É mister que haja uma ponderação de interesses, a fim de promover o
desenvolvimento sustentável, conversando com os interesses econômicos e
a necessidades das populações afetadas de terem acesso ao meio ambiente
preservado ou, ainda, minimamente degradado, de modo a desenvolverem-
se, alcançando, em fim último, o utópico, porém sempre recorrido, conceito
constitucional de dignidade humana. O sedimento que estrutura o ideário de
desenvolvimento sustentável, como Paulo Bessa Antunes (2012, p. 17)
anota, busca estabelecer uma conciliação a conservação dos recursos
ambientais e o desenvolvimento econômico, assegurando-se atingir
patamares mais dignos e humanos para a população diretamente afetada
pelos passivos socioambientais. Paulo Affonso Leme Machado destaca, ao
esquadrinhar o conceito de desenvolvimento sustentável, que:
O antagonismo dos termos – desenvolvimento e sustentabilidade – aparece
muitas vezes, e não pode ser escondido e nem objeto de silêncio por parte dos
especialistas que atuem no exame de programas, planos e projetos de
empreendimentos. De longa data, os aspectos ambientais foram desatendidos
nos processos de decisões, dando-se um peso muito maior aos aspectos
econômicos. A harmonização dos interesses em jogo não pode ser feita são
preço da desvalorização do meio ambiente ou da desconsideração de fatores
que possibilitam o equilíbrio ambiental (MACHADO, 2013, p. 74).
É perceptível, dessa forma, a maneira que se deu a ocupação e o
desenvolvimento do Norte Fluminense, em especial nos municípios de
Macaé, Quissamã e Carapebus, calcados primeiramente na manufatura de
cana de açúcar, pesca e pecuária, e depois na atividade industrial petrolífera
e turística, agregados aos fatores naturais que, de certa forma, por muitos
séculos, mantiveram preservada a área de restinga, foram determinantes na
configuração de um cenário que culminou com a criação da unidade de
conservação na restinga de Jurubatiba, como bem aponta Vainer (2010, p.

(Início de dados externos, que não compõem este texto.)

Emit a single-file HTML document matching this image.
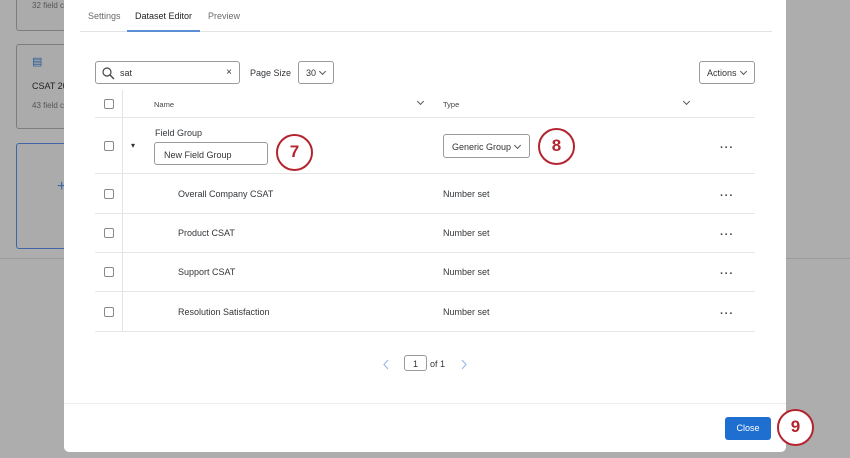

05). O Parque Nacional encontra-se localizado no nordeste do estado do Rio
de Janeiro e dispõe de uma área litorânea de 14.860 hectares, abrangendo os
municípios de Quissamã (65%), Carapebus (34%) e Macaé (1%). Sua
criação, em 1998, foi fruto da mobilização de diversas organizações e
pessoas, tendo sido precedida do reconhecimento, em 1992, como Reserva
da Biosfera pela UNESCO (Organização das Nações Unidas para a
Educação Ciência e Cultura), área geograficamente importante dentro de
uma perspectiva socioambiental.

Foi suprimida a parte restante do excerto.